WHAT YOU ARE ASKED TO DO >>
Which lines include the word "React"? Copy each of them.
-- start of DATA BLOCK --
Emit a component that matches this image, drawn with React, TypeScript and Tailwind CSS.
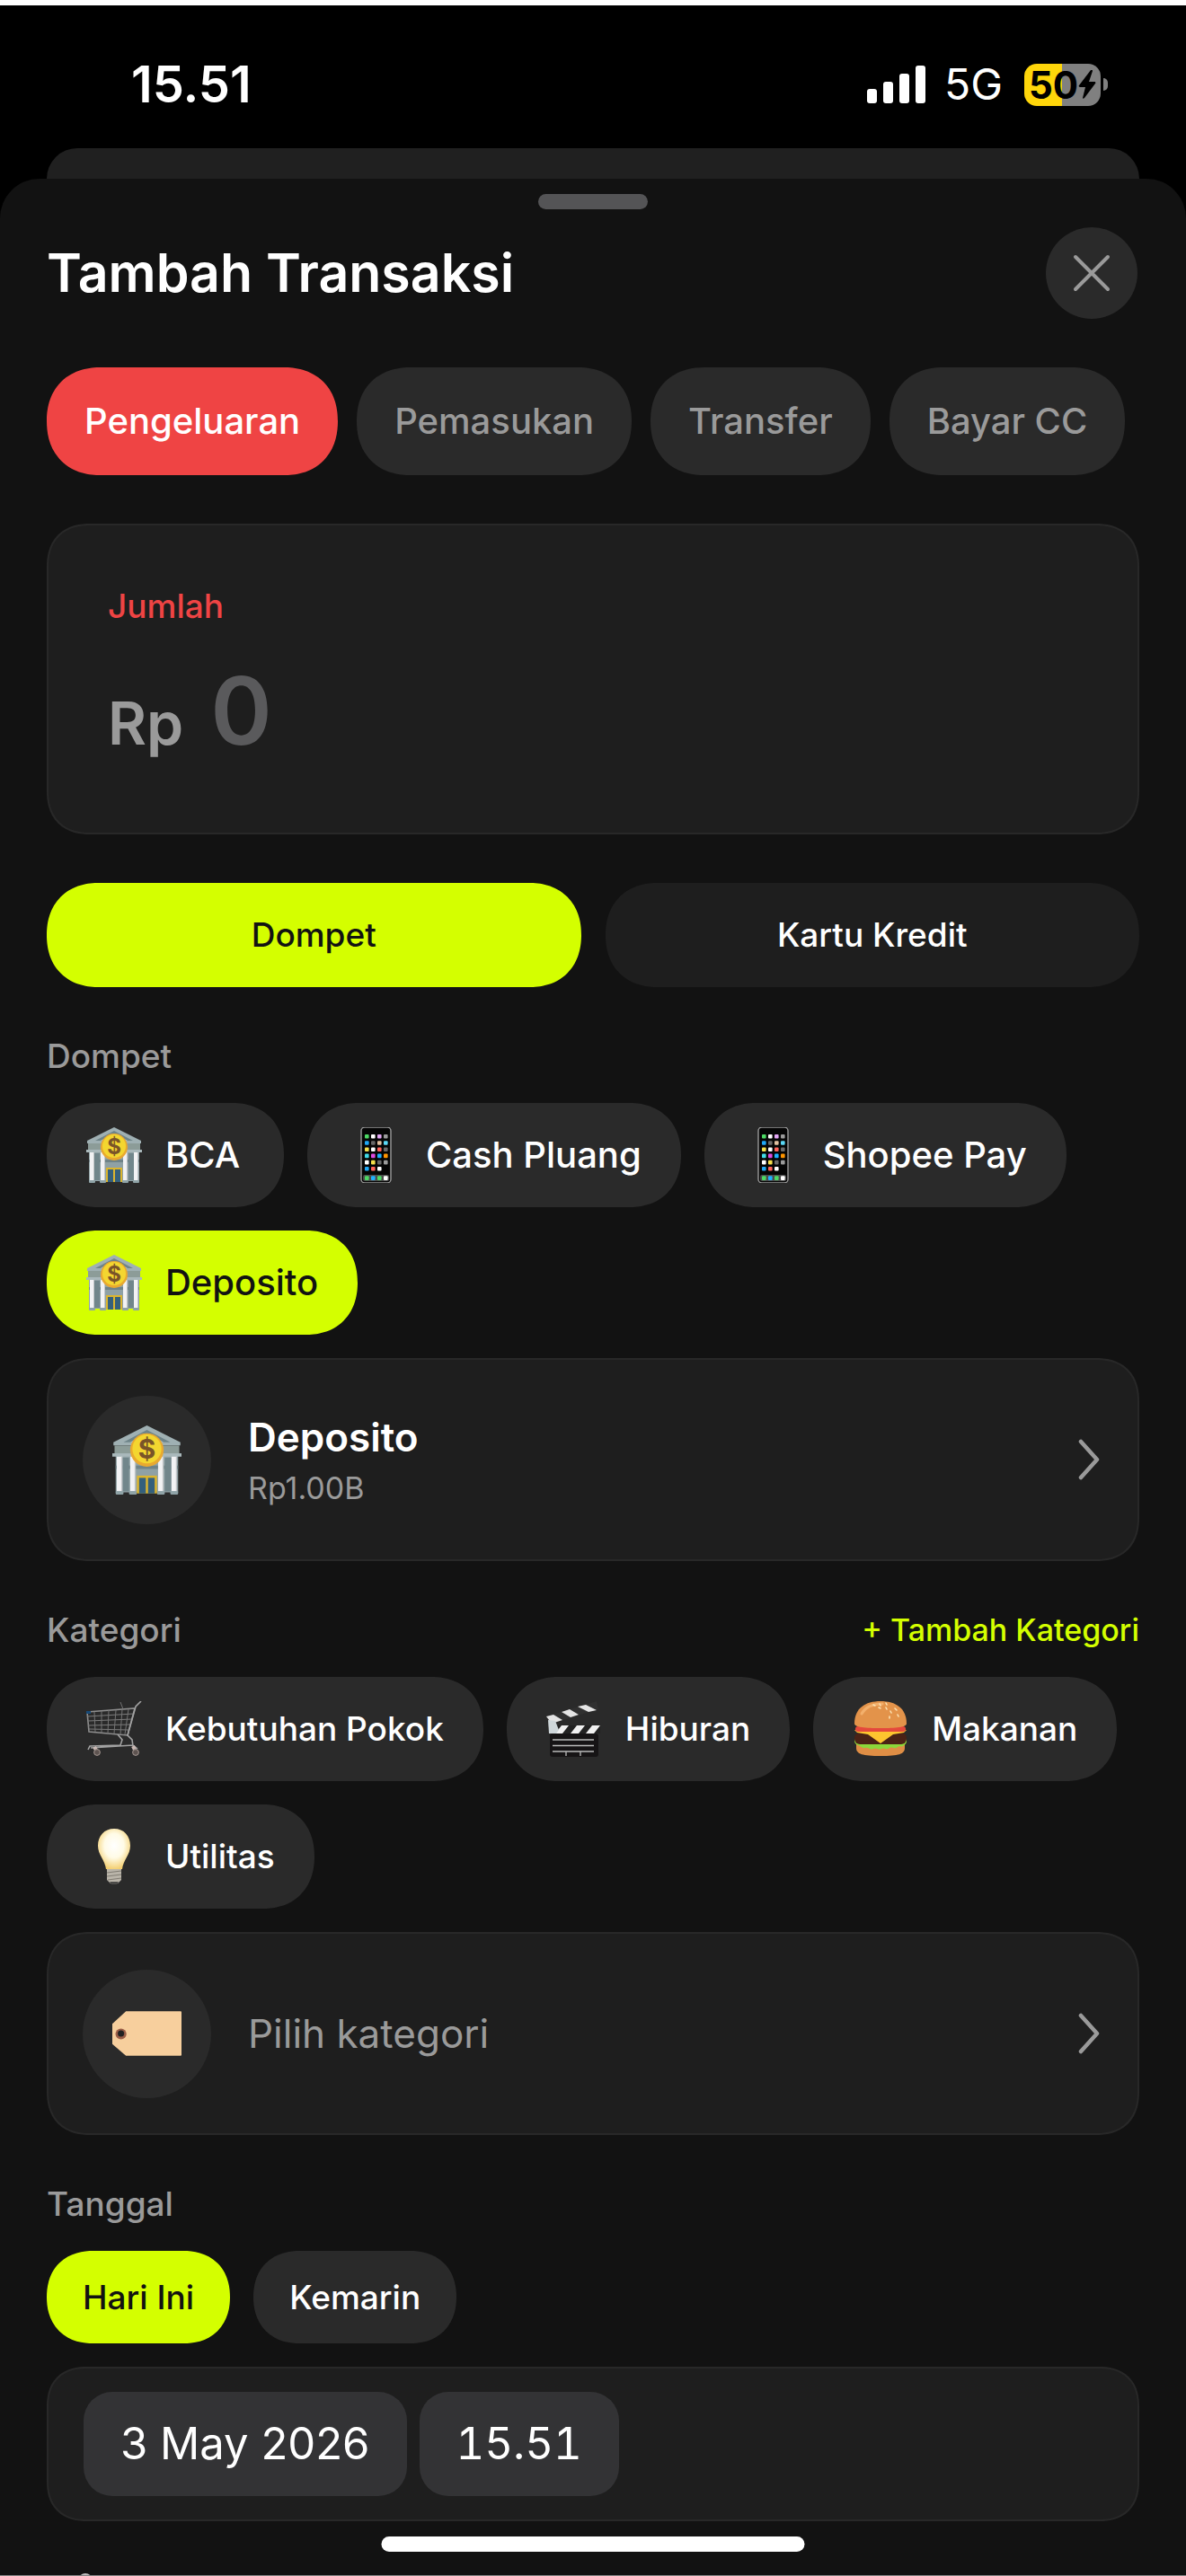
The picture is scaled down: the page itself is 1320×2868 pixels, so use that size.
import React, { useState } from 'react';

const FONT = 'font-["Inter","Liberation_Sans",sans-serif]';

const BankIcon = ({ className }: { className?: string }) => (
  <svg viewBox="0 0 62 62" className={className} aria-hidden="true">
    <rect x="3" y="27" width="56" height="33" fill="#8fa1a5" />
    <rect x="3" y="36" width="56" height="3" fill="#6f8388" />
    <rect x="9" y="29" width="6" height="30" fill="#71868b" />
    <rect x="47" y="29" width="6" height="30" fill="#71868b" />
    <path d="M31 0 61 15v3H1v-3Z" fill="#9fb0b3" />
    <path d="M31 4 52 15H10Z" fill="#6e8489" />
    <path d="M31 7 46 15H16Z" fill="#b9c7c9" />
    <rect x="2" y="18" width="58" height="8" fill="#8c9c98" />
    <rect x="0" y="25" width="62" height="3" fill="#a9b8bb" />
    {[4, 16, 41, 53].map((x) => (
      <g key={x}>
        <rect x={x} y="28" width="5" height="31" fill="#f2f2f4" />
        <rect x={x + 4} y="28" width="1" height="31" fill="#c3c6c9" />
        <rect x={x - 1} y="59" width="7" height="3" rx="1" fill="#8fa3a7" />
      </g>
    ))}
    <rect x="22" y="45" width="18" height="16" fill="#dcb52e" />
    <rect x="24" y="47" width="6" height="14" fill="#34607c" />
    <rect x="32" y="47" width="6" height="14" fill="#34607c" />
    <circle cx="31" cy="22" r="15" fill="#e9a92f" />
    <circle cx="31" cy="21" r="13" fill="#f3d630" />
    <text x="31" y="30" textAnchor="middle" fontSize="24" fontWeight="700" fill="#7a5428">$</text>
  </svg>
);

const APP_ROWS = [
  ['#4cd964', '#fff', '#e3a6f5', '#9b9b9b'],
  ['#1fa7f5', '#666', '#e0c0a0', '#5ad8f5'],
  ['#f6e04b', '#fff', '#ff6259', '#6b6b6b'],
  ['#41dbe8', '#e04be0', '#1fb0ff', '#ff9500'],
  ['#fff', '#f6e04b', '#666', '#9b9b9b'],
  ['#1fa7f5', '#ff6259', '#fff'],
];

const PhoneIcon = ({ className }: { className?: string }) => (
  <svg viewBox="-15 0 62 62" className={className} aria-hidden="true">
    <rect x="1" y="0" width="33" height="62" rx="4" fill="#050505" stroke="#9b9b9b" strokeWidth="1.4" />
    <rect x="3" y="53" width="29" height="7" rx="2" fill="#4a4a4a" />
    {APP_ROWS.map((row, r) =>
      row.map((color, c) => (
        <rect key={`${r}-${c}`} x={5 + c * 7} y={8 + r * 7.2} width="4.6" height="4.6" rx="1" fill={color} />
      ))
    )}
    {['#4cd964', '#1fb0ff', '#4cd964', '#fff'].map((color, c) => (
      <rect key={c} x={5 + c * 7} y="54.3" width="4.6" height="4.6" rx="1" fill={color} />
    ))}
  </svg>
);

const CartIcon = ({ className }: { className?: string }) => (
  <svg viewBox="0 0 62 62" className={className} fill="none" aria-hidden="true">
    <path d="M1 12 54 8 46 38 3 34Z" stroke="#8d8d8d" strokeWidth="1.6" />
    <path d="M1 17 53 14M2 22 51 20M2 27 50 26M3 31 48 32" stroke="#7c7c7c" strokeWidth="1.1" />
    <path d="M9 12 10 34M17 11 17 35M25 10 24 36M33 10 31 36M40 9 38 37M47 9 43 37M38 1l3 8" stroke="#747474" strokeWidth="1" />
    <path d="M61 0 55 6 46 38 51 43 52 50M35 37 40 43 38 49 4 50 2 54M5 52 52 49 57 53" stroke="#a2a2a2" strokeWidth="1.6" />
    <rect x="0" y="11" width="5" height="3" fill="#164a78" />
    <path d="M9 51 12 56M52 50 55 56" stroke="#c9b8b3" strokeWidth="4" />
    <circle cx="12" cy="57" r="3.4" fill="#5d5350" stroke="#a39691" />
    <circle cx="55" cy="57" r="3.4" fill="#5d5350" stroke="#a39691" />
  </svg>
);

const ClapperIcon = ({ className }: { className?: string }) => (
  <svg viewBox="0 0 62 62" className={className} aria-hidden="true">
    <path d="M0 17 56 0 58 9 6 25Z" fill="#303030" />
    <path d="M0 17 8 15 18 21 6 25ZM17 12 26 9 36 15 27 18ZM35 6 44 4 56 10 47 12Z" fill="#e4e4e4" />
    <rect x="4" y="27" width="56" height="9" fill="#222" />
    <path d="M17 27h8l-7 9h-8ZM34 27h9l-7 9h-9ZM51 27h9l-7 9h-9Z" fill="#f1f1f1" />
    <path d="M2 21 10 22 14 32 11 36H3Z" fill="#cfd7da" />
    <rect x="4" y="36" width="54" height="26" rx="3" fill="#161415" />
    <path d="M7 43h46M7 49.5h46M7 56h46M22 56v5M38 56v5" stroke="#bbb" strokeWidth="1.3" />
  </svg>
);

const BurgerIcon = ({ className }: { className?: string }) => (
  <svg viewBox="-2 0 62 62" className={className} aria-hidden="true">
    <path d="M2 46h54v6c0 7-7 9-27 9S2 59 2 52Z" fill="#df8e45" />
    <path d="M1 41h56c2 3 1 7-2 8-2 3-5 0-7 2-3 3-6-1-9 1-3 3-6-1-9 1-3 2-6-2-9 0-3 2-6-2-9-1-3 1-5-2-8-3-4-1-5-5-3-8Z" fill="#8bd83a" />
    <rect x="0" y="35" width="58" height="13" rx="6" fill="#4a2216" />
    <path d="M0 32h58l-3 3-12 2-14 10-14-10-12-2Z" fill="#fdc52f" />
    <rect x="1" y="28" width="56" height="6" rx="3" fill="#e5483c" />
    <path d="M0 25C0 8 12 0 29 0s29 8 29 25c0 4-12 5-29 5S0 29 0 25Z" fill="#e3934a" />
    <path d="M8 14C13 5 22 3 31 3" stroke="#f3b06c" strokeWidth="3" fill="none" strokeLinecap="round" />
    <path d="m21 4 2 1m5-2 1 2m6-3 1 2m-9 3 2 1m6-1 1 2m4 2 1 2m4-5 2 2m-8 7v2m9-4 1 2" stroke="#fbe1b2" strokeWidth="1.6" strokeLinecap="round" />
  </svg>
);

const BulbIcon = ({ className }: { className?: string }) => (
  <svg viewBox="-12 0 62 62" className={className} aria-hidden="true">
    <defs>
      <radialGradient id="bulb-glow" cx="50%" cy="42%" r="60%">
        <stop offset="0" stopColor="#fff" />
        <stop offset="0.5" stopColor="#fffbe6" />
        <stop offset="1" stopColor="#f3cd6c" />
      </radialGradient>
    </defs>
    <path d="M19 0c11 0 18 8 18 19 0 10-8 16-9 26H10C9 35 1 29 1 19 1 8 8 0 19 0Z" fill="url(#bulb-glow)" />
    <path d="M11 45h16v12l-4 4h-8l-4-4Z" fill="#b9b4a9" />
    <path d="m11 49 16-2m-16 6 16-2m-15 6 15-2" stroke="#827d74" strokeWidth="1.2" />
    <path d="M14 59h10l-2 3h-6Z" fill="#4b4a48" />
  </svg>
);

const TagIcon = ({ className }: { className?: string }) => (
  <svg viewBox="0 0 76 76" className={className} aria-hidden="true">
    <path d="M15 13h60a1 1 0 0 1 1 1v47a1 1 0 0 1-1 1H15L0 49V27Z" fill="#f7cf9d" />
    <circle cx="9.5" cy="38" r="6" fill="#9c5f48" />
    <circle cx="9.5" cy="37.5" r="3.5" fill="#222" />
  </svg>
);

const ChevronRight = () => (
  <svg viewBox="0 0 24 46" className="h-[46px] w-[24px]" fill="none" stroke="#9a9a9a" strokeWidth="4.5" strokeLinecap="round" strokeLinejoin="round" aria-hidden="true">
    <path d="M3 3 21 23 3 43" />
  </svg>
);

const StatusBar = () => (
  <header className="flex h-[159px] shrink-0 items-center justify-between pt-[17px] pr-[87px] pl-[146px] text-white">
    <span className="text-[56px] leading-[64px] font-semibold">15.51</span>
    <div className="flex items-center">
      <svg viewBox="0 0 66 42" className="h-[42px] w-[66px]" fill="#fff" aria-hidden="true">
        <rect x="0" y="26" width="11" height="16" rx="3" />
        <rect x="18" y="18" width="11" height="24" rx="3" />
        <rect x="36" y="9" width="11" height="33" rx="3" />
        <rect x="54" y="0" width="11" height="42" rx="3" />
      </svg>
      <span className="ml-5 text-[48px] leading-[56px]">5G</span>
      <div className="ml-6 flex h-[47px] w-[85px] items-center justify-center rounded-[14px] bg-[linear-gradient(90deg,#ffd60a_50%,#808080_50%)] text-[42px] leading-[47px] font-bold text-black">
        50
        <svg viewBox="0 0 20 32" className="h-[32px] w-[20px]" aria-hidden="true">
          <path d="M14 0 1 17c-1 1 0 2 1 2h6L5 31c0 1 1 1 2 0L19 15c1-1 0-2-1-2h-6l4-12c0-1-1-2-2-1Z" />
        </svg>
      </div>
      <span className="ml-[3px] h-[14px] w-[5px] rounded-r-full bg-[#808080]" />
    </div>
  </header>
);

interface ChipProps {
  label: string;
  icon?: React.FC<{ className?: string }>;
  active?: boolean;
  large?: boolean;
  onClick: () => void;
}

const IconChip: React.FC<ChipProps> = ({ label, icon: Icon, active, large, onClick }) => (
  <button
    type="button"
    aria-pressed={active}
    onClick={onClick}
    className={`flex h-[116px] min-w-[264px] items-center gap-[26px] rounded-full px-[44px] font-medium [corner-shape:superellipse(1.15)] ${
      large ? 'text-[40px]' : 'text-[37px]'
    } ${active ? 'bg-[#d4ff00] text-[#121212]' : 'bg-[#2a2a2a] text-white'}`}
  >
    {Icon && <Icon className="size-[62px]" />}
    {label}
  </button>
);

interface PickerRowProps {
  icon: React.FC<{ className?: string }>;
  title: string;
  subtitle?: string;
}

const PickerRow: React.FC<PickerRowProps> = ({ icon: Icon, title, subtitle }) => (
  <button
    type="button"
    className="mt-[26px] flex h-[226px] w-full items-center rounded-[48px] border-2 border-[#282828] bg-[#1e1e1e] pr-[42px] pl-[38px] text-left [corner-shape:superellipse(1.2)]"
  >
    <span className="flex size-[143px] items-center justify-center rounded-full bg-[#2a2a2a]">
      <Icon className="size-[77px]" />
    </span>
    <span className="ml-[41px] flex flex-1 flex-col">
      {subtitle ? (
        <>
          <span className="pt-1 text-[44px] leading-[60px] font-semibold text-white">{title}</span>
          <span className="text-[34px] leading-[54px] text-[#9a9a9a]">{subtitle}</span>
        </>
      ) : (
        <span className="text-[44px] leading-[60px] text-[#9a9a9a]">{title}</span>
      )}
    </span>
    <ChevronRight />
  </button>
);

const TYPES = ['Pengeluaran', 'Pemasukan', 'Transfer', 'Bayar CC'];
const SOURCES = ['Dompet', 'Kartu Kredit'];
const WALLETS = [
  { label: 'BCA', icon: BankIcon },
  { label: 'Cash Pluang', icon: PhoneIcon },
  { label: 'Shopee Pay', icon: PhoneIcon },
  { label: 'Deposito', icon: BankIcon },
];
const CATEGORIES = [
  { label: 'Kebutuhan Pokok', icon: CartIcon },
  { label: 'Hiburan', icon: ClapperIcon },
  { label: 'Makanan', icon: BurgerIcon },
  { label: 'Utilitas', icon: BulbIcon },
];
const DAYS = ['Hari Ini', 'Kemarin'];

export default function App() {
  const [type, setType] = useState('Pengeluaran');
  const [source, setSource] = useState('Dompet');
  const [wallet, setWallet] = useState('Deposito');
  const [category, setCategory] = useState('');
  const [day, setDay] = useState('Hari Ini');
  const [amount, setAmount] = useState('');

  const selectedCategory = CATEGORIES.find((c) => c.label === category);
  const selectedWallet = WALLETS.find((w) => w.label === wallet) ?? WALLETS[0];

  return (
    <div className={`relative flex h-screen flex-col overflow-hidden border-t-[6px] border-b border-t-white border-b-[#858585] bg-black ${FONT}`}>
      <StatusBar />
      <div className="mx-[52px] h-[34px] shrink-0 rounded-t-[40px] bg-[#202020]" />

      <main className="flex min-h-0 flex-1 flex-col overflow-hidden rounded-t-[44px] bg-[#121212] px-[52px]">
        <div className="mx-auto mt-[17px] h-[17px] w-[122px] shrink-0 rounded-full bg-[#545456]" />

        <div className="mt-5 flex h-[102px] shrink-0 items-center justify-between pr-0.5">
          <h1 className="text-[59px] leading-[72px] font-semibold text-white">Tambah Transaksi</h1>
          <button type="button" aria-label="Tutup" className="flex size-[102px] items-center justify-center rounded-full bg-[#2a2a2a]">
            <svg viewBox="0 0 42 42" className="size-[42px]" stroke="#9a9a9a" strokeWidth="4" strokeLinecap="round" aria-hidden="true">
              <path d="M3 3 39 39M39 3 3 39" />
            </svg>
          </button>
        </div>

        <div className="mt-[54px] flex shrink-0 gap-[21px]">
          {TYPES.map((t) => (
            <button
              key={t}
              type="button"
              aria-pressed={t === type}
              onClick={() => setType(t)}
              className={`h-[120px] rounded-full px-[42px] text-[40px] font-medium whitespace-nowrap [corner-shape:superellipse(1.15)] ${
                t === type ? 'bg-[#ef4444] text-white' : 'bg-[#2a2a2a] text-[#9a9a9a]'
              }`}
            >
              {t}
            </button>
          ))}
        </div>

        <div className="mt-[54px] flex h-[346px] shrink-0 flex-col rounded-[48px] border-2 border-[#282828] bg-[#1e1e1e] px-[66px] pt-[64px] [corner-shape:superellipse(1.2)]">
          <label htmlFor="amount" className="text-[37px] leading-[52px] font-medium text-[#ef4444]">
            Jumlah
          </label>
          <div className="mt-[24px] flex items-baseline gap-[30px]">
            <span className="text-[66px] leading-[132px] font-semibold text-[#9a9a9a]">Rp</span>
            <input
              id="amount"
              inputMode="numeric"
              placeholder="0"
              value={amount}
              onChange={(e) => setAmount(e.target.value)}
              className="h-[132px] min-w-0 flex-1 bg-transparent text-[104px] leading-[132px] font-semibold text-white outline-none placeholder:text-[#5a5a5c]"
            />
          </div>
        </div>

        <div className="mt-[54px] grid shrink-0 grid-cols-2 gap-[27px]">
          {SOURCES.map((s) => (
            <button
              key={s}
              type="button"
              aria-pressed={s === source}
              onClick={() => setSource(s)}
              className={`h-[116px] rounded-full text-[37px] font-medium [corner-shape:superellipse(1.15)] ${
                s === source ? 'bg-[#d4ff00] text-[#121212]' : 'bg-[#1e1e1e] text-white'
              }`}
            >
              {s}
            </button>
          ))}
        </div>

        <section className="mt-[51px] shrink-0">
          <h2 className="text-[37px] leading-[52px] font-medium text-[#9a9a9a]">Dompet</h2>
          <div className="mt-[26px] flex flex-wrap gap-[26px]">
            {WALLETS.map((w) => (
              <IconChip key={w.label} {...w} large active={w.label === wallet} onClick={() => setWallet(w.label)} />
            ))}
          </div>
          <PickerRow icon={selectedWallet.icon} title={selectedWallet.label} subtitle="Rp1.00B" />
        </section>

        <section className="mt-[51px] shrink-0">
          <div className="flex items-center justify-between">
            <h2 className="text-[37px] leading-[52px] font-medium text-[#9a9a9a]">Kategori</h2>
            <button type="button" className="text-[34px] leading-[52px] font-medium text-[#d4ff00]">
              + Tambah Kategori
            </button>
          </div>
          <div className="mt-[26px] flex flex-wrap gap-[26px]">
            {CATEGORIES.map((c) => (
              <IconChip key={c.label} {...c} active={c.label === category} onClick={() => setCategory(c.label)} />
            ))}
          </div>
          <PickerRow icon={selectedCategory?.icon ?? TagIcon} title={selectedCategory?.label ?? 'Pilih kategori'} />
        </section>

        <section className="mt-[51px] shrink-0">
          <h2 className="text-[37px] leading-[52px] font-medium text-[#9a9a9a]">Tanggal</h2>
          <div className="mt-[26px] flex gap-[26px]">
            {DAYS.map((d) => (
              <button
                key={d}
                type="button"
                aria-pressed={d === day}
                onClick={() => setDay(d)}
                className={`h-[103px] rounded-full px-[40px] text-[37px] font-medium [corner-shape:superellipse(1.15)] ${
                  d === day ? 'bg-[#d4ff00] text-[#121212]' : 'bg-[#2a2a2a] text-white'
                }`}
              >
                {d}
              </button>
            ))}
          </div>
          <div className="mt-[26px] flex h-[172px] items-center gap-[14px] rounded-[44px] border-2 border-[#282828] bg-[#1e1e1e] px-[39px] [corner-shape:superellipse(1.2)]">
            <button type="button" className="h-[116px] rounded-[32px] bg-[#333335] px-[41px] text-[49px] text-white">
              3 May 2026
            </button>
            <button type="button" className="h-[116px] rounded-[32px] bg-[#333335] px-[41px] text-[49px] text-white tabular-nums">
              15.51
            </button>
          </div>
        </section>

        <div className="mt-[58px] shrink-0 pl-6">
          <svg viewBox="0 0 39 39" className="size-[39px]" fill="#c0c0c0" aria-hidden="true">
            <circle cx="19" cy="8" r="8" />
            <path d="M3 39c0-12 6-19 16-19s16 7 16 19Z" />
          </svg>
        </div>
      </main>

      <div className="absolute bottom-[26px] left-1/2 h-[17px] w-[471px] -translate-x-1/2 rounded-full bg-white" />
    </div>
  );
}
-- end of DATA BLOCK --
FINISHED ANSWER >>
Emit a component that matches this image, drawn with React, TypeScript and Tailwind CSS.
import React, { useState } from 'react';
  icon?: React.FC<{ className?: string }>;
const IconChip: React.FC<ChipProps> = ({ label, icon: Icon, active, large, onClick }) => (
  icon: React.FC<{ className?: string }>;
const PickerRow: React.FC<PickerRowProps> = ({ icon: Icon, title, subtitle }) => (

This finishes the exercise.